A sling is a single piece of fabric cut to a specific length. Rings are sewn in on one side while the other side is threaded through these rings to form a pouch where your baby sits.
They come in a variety of sizes to make sure every mom and baby get a snug and safe fit.
Wait, I Have Questions!
We’ve covered a lot already, but you might still have a few questions. Here are answers to some of the most common questions regarding carrying your baby facing forward.
1. Baby’s Head Keeps Leaning Forward
Does your baby’s head keep leaning forward while you carry them facing out? Chances are they do not yet have the neck and head support they need.

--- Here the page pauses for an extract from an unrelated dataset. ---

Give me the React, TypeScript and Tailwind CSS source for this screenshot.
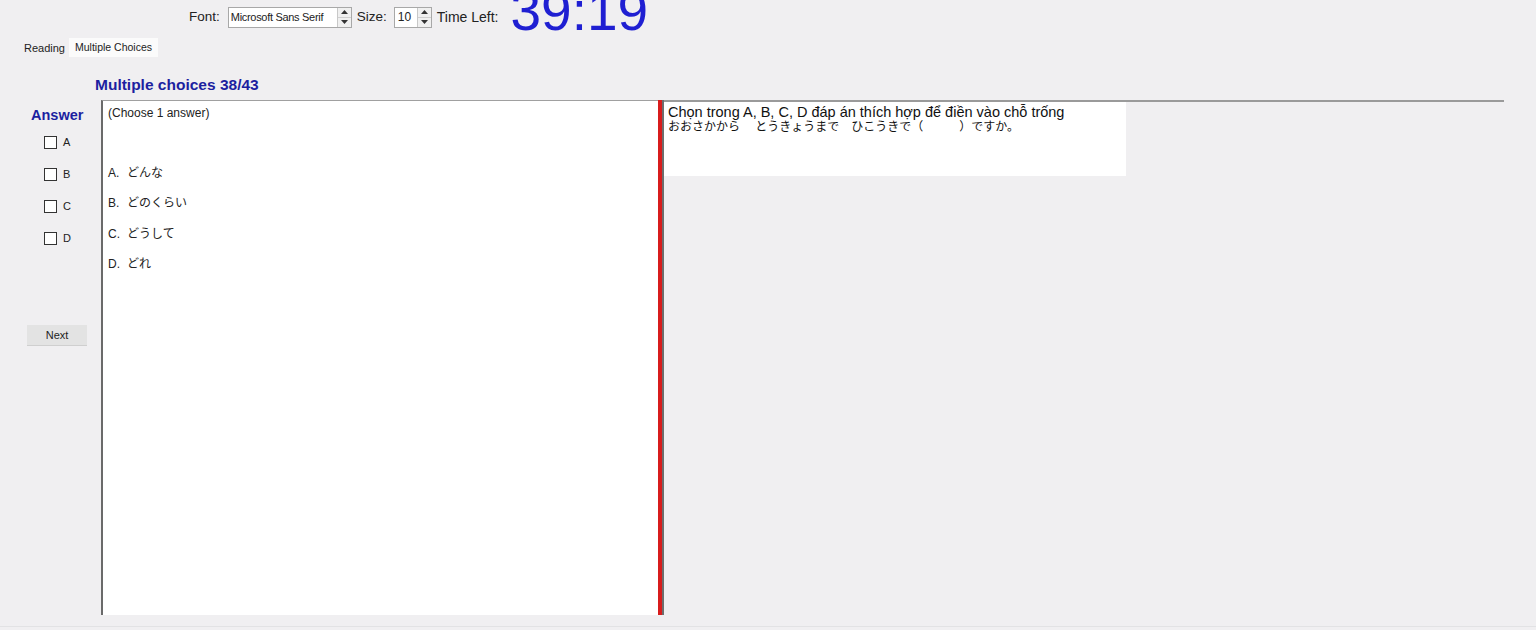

Turn your baby back to facing you until they develop this kind of support.
This is important because if babies’ chins lean to their chest and stay in that position, it can quickly close their airways and put them in danger.
2. What’s The Correct Leg Position?
Your baby’s legs should sit in an ‘M’ shape with knees above their hip sockets. The legs should also be spread wide to distribute their weight evenly.
In a soft-structured carrier, the seat is usually designed to provide adequate support. However, in a wrap or sling, spread the fabric across your baby’s bottom from knee to knee, and tuck the recommended amount of material under them to maintain support.
3. Can Babies Sleep Facing Forward?
Your baby should never sleep facing outward in their carrier. Even babies with good head control can lean their heads forward while asleep, closing off their airway. This can be dangerous and potentially fatal.
It’s Your Choice, Mama
It depends on what you want for your baby. Some parents choose to carry facing forward while others decide against it.
The decision is yours to make, and the goal of this article is to provide information to help you choose. We hope you feel empowered to make the best choice for you and your baby, and we support you, whatever choice you make.